Seeing Harmony made me want to look everything up about the real story behind the six guys, and I’m upset that the one version of the original documentary that I found on YouTube is in German, which I don’t speak. But it’s such a fascinating story.
It’s really interesting, right? I was captured by the true story element. These are real flesh and blood guys who existed. I felt a strange pull toward telling the story and getting it right, or at least making it as real as I could. I’m so glad you were interested in them. It’s such a curious piece, right? And we struggle now with, will it reach a wider audience? I don’t know. I am not Jewish, but I find it wildly compelling.
I was going to say, I’m sure the resonance down at the Museum of Jewish Heritage was astounding on a spiritual level when you all did the show almost two years ago. Was there a visible shift in reaction when you began previews on Broadway, in light of all that’s going on in the Middle East now?

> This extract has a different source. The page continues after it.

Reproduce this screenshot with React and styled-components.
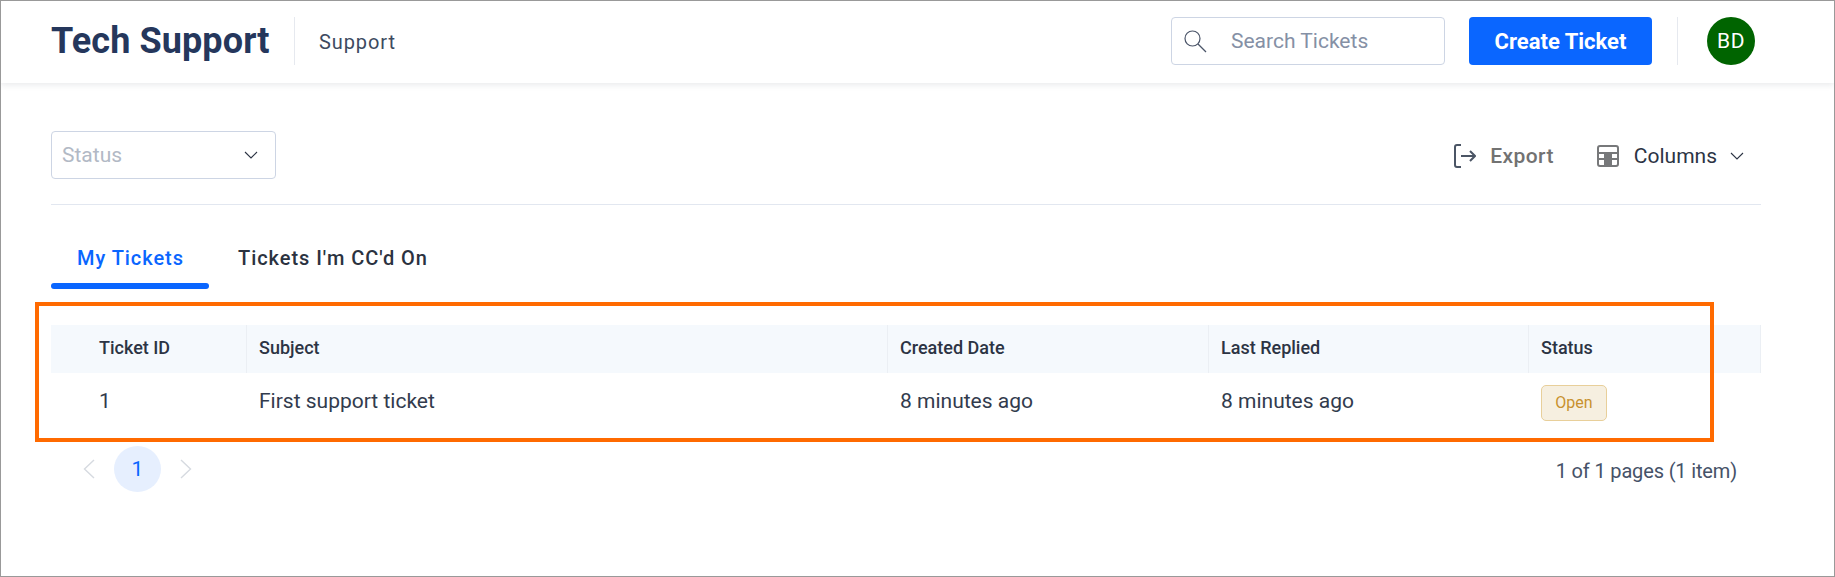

It’s interesting. We don’t have many devoutly Jewish members of the cast, but we have a couple, and they certainly were affected by it. There’s a line by Einstein that gets a gasp from the audience now, and there’s also a beautiful line at the beginning of the wedding scene. Chip stands center stage and says “As you enter the house of Israel, may you find happiness and peace.” I was always just like “Oh, it’s a wedding.” You do the circling, the ring goes on that finger, you step on the glass, I did all my homework to make it a very traditional Jewish wedding. But the words struck me differently. And there’s a scene with the Standartenführer, when he gets on stage and the three Jewish characters are huddled together, Danny Kornfeld, Zal Owen, and Julie Benko. They realize that they can’t fight it, that there’s no way for them to win. Moments like that have struck me personally, and audiences seem to be hit in the same way.
I was impressed by the accuracy of the wedding scene in particular, in terms of the traditional aspects.
I really care about it. I just wanted to get it right. I’m very respectful and I feel a duty to getting this story right, to represent the Jewish faith. It’s really tricky. There’s a responsibility that comes with it that’s different than tap dancing and throwing books. It struck me in a more adult way.
There are so many elements in your production that strike me as having been directly influenced by Hal Prince’s Cabaret, and Bob Fosse’s version of Cabaret, and certainly Brecht. Can you talk about that?
That’s actually a good question. It’s kind of astute. I was hoping no one noticed! [Laughs] The parallels are interesting and were there in my mind. Between the downtown run and Broadway, I went back and watched Bob Fosse’s movie of Cabaret because I was looking for a prototype that entertained and then terrified. A lot of my thoughts were based on that movie. What I loved about it was, it layered things. Our rally scene: Downtown, I did one thing at a time. Uptown, I had more crossovers. I had different flags. I had different video content. Fosse does that brilliant thing where they’re walking down the street and you see a incidentally see a Swastika. He was always layering. A message was always buried somewhere. I’m embarrassed that I wasn’t sophisticated enough to layer it like that downtown. Uptown, I think we all just knew it better and were more on top of the material.
The shiny black box of a set was always there. It has to do two things: it does have to entertain you, and like a fun house, it also has to terrify you and be this inky black world where people can just walk in and out of it. And because it’s a memory play, and Chip’s character doesn’t want to remember the whole thing, I wanted fractured images. I’m also holding the giant mirror up to the audience. The Machiavellian part of the direction is making everyone look in the mirror to say that they’re letting it happen. This is about bearing witness and holding the audience accountable.
I find it very moving. On opening night, I had to give a speech so I was digging my nails into my hands. Having to give a speech is a nightmare, but I had to say thank you to those fellas. They really deserved it. They never gave up after 30 years of disappointments and speed bumps, so to be able to deliver the gift of this show for them at this particular time, I just love it. And having been a chorus boy in Copacabana, I never could have seen this coming. I never could have predicted in my wildest dreams that I would find myself directing their Broadway show 30 years later. It’s a highly emotional endeavor.